▶ _BRIEF_
Without the pictures, return each record as it appears.
[start of RECORDS FOR THE EXERCISE]
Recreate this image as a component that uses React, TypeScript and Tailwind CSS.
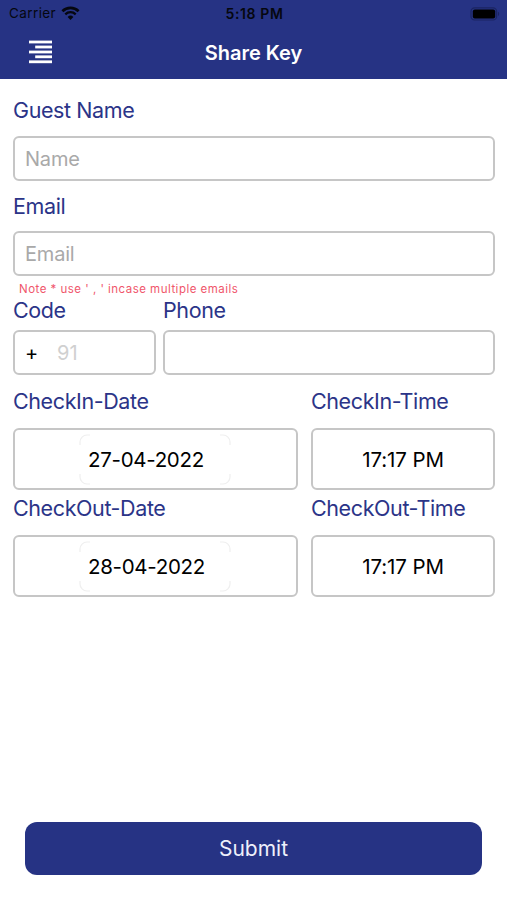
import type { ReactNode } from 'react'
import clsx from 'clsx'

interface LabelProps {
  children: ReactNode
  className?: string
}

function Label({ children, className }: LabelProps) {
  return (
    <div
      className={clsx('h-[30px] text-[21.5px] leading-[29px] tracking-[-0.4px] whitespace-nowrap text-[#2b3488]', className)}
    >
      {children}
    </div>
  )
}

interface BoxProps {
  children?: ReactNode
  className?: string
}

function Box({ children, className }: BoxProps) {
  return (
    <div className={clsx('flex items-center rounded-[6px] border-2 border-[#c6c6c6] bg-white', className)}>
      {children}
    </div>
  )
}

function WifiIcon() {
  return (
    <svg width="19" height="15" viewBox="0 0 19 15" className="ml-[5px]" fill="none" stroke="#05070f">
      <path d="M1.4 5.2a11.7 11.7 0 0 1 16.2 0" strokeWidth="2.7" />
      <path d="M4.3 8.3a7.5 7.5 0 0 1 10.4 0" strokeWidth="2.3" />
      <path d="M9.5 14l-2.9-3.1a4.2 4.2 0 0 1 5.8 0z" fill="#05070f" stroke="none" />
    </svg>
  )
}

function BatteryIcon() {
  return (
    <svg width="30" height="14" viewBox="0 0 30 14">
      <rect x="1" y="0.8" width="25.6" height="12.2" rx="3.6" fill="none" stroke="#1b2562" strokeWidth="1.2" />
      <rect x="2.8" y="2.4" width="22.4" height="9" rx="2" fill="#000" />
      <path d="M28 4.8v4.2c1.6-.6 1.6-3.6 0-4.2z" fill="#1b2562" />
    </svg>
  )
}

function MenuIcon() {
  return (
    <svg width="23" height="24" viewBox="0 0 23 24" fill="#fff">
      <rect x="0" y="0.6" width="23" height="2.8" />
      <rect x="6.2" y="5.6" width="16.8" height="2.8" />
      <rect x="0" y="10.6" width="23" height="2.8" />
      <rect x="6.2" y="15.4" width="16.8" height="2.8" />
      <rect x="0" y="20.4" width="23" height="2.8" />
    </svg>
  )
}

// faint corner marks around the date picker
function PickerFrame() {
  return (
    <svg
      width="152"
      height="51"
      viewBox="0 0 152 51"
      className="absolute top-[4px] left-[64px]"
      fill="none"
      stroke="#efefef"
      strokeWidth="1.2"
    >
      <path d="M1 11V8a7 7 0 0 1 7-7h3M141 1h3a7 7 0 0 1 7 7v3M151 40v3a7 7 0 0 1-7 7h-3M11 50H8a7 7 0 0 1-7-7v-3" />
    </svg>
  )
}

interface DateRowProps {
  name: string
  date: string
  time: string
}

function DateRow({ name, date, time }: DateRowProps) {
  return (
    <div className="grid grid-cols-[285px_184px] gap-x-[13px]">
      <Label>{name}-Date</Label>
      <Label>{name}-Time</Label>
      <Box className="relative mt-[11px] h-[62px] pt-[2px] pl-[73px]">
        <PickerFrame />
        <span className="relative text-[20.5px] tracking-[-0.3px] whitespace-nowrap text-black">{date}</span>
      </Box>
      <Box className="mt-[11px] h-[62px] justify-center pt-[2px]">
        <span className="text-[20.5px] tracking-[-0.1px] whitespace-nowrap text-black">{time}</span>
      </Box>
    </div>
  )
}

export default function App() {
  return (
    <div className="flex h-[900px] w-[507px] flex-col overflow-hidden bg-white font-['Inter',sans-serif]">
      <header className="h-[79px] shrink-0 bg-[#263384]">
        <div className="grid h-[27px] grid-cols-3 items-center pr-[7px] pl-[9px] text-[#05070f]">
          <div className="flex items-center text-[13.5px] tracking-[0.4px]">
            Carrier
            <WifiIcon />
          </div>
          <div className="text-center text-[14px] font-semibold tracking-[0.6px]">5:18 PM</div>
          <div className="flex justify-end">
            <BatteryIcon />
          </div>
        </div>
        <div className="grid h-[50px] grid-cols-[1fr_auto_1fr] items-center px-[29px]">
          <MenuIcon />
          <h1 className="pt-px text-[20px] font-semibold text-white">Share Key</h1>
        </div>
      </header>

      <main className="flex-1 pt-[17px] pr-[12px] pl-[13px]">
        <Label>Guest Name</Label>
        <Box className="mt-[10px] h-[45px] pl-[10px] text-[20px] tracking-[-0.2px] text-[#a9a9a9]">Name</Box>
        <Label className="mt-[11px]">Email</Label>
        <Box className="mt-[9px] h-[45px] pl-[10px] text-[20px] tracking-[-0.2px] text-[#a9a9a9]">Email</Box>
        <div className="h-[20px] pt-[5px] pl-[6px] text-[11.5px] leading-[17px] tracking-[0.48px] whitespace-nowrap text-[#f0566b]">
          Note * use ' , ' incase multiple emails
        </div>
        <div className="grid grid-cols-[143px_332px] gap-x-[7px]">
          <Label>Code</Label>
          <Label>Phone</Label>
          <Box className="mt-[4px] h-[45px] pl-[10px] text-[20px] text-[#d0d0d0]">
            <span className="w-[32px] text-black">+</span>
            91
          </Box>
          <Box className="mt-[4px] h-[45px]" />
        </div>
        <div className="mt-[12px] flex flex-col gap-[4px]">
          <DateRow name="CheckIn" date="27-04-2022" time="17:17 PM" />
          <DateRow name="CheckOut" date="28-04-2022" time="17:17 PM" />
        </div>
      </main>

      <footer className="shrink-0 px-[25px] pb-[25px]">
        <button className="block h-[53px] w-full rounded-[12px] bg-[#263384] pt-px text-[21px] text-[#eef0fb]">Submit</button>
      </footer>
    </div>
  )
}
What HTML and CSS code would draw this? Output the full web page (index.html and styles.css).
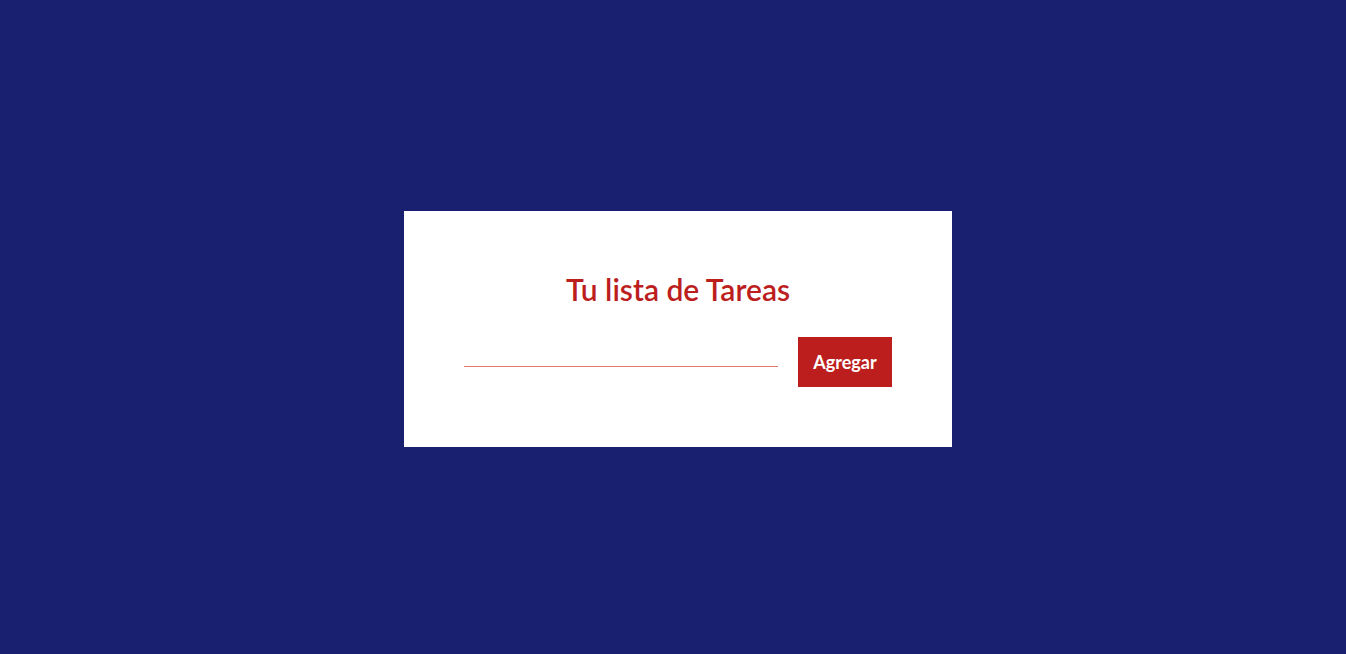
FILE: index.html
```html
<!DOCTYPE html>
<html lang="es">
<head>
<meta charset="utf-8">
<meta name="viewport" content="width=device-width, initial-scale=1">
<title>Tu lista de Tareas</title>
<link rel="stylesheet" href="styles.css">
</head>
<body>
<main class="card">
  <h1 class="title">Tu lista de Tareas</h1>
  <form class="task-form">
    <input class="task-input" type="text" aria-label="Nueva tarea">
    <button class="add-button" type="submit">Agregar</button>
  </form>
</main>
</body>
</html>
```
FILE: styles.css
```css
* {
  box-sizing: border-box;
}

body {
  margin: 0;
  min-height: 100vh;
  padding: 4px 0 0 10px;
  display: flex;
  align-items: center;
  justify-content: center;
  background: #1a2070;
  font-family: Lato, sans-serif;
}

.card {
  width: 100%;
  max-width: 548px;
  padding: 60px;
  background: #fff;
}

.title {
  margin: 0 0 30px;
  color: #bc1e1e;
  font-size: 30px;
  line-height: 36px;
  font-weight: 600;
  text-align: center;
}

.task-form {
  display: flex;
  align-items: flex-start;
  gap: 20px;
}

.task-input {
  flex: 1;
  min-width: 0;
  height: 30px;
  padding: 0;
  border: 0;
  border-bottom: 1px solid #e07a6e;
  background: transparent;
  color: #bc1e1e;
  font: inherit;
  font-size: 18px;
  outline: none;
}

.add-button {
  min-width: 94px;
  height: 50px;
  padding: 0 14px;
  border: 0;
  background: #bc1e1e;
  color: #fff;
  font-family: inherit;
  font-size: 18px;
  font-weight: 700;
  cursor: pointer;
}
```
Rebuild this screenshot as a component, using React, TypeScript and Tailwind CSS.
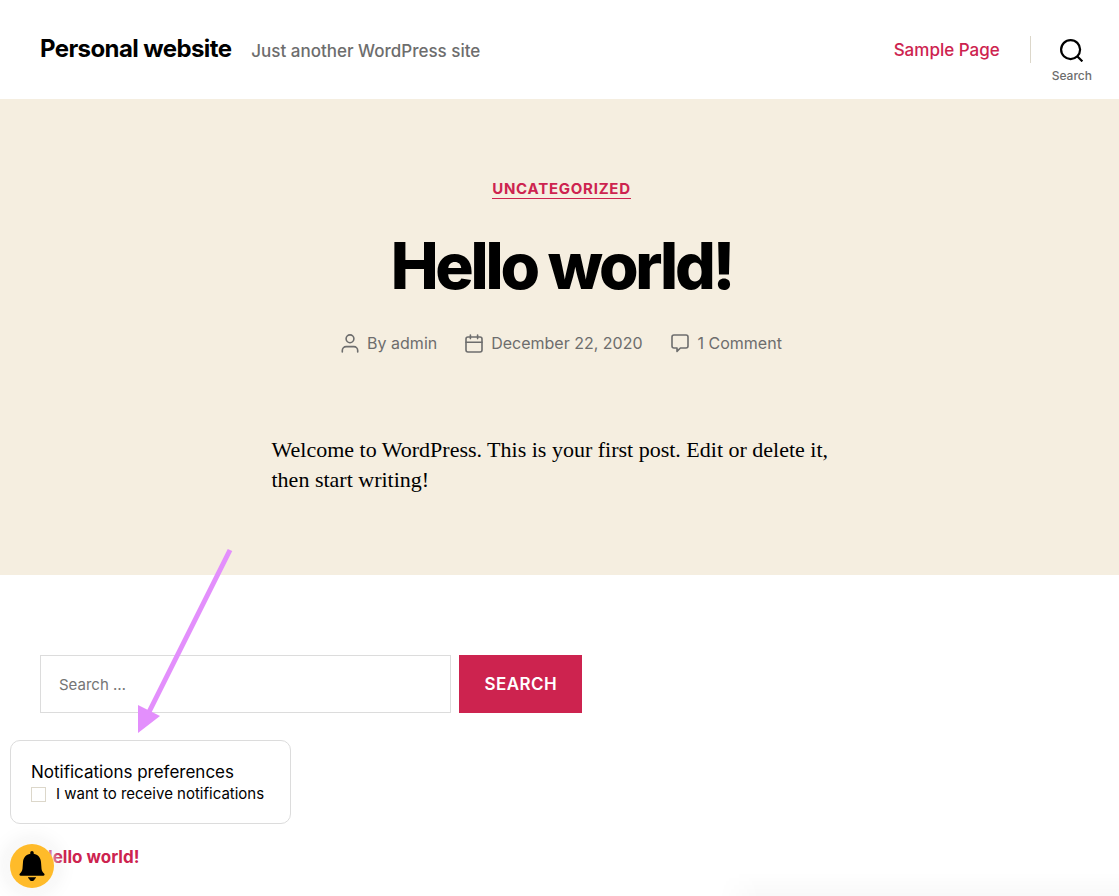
[end of RECORDS FOR THE EXERCISE]
▶ _SOLUTION TO THIS TASK_
Recreate this image as a component that uses React, TypeScript and Tailwind CSS.
import type { ReactNode } from 'react'
import clsx from 'clsx'

interface LabelProps {
  children: ReactNode
  className?: string
}

function Label({ children, className }: LabelProps) {
  return (
    <div
      className={clsx('h-[30px] text-[21.5px] leading-[29px] tracking-[-0.4px] whitespace-nowrap text-[#2b3488]', className)}
    >
      {children}
    </div>
  )
}

interface BoxProps {
  children?: ReactNode
  className?: string
}

function Box({ children, className }: BoxProps) {
  return (
    <div className={clsx('flex items-center rounded-[6px] border-2 border-[#c6c6c6] bg-white', className)}>
      {children}
    </div>
  )
}

function WifiIcon() {
  return (
    <svg width="19" height="15" viewBox="0 0 19 15" className="ml-[5px]" fill="none" stroke="#05070f">
      <path d="M1.4 5.2a11.7 11.7 0 0 1 16.2 0" strokeWidth="2.7" />
      <path d="M4.3 8.3a7.5 7.5 0 0 1 10.4 0" strokeWidth="2.3" />
      <path d="M9.5 14l-2.9-3.1a4.2 4.2 0 0 1 5.8 0z" fill="#05070f" stroke="none" />
    </svg>
  )
}

function BatteryIcon() {
  return (
    <svg width="30" height="14" viewBox="0 0 30 14">
      <rect x="1" y="0.8" width="25.6" height="12.2" rx="3.6" fill="none" stroke="#1b2562" strokeWidth="1.2" />
      <rect x="2.8" y="2.4" width="22.4" height="9" rx="2" fill="#000" />
      <path d="M28 4.8v4.2c1.6-.6 1.6-3.6 0-4.2z" fill="#1b2562" />
    </svg>
  )
}

function MenuIcon() {
  return (
    <svg width="23" height="24" viewBox="0 0 23 24" fill="#fff">
      <rect x="0" y="0.6" width="23" height="2.8" />
      <rect x="6.2" y="5.6" width="16.8" height="2.8" />
      <rect x="0" y="10.6" width="23" height="2.8" />
      <rect x="6.2" y="15.4" width="16.8" height="2.8" />
      <rect x="0" y="20.4" width="23" height="2.8" />
    </svg>
  )
}

// faint corner marks around the date picker
function PickerFrame() {
  return (
    <svg
      width="152"
      height="51"
      viewBox="0 0 152 51"
      className="absolute top-[4px] left-[64px]"
      fill="none"
      stroke="#efefef"
      strokeWidth="1.2"
    >
      <path d="M1 11V8a7 7 0 0 1 7-7h3M141 1h3a7 7 0 0 1 7 7v3M151 40v3a7 7 0 0 1-7 7h-3M11 50H8a7 7 0 0 1-7-7v-3" />
    </svg>
  )
}

interface DateRowProps {
  name: string
  date: string
  time: string
}

function DateRow({ name, date, time }: DateRowProps) {
  return (
    <div className="grid grid-cols-[285px_184px] gap-x-[13px]">
      <Label>{name}-Date</Label>
      <Label>{name}-Time</Label>
      <Box className="relative mt-[11px] h-[62px] pt-[2px] pl-[73px]">
        <PickerFrame />
        <span className="relative text-[20.5px] tracking-[-0.3px] whitespace-nowrap text-black">{date}</span>
      </Box>
      <Box className="mt-[11px] h-[62px] justify-center pt-[2px]">
        <span className="text-[20.5px] tracking-[-0.1px] whitespace-nowrap text-black">{time}</span>
      </Box>
    </div>
  )
}

export default function App() {
  return (
    <div className="flex h-[900px] w-[507px] flex-col overflow-hidden bg-white font-['Inter',sans-serif]">
      <header className="h-[79px] shrink-0 bg-[#263384]">
        <div className="grid h-[27px] grid-cols-3 items-center pr-[7px] pl-[9px] text-[#05070f]">
          <div className="flex items-center text-[13.5px] tracking-[0.4px]">
            Carrier
            <WifiIcon />
          </div>
          <div className="text-center text-[14px] font-semibold tracking-[0.6px]">5:18 PM</div>
          <div className="flex justify-end">
            <BatteryIcon />
          </div>
        </div>
        <div className="grid h-[50px] grid-cols-[1fr_auto_1fr] items-center px-[29px]">
          <MenuIcon />
          <h1 className="pt-px text-[20px] font-semibold text-white">Share Key</h1>
        </div>
      </header>

      <main className="flex-1 pt-[17px] pr-[12px] pl-[13px]">
        <Label>Guest Name</Label>
        <Box className="mt-[10px] h-[45px] pl-[10px] text-[20px] tracking-[-0.2px] text-[#a9a9a9]">Name</Box>
        <Label className="mt-[11px]">Email</Label>
        <Box className="mt-[9px] h-[45px] pl-[10px] text-[20px] tracking-[-0.2px] text-[#a9a9a9]">Email</Box>
        <div className="h-[20px] pt-[5px] pl-[6px] text-[11.5px] leading-[17px] tracking-[0.48px] whitespace-nowrap text-[#f0566b]">
          Note * use ' , ' incase multiple emails
        </div>
        <div className="grid grid-cols-[143px_332px] gap-x-[7px]">
          <Label>Code</Label>
          <Label>Phone</Label>
          <Box className="mt-[4px] h-[45px] pl-[10px] text-[20px] text-[#d0d0d0]">
            <span className="w-[32px] text-black">+</span>
            91
          </Box>
          <Box className="mt-[4px] h-[45px]" />
        </div>
        <div className="mt-[12px] flex flex-col gap-[4px]">
          <DateRow name="CheckIn" date="27-04-2022" time="17:17 PM" />
          <DateRow name="CheckOut" date="28-04-2022" time="17:17 PM" />
        </div>
      </main>

      <footer className="shrink-0 px-[25px] pb-[25px]">
        <button className="block h-[53px] w-full rounded-[12px] bg-[#263384] pt-px text-[21px] text-[#eef0fb]">Submit</button>
      </footer>
    </div>
  )
}
What HTML and CSS code would draw this? Output the full web page (index.html and styles.css).
FILE: index.html
```html
<!DOCTYPE html>
<html lang="es">
<head>
<meta charset="utf-8">
<meta name="viewport" content="width=device-width, initial-scale=1">
<title>Tu lista de Tareas</title>
<link rel="stylesheet" href="styles.css">
</head>
<body>
<main class="card">
  <h1 class="title">Tu lista de Tareas</h1>
  <form class="task-form">
    <input class="task-input" type="text" aria-label="Nueva tarea">
    <button class="add-button" type="submit">Agregar</button>
  </form>
</main>
</body>
</html>
```
FILE: styles.css
```css
* {
  box-sizing: border-box;
}

body {
  margin: 0;
  min-height: 100vh;
  padding: 4px 0 0 10px;
  display: flex;
  align-items: center;
  justify-content: center;
  background: #1a2070;
  font-family: Lato, sans-serif;
}

.card {
  width: 100%;
  max-width: 548px;
  padding: 60px;
  background: #fff;
}

.title {
  margin: 0 0 30px;
  color: #bc1e1e;
  font-size: 30px;
  line-height: 36px;
  font-weight: 600;
  text-align: center;
}

.task-form {
  display: flex;
  align-items: flex-start;
  gap: 20px;
}

.task-input {
  flex: 1;
  min-width: 0;
  height: 30px;
  padding: 0;
  border: 0;
  border-bottom: 1px solid #e07a6e;
  background: transparent;
  color: #bc1e1e;
  font: inherit;
  font-size: 18px;
  outline: none;
}

.add-button {
  min-width: 94px;
  height: 50px;
  padding: 0 14px;
  border: 0;
  background: #bc1e1e;
  color: #fff;
  font-family: inherit;
  font-size: 18px;
  font-weight: 700;
  cursor: pointer;
}
```
Rebuild this screenshot as a component, using React, TypeScript and Tailwind CSS.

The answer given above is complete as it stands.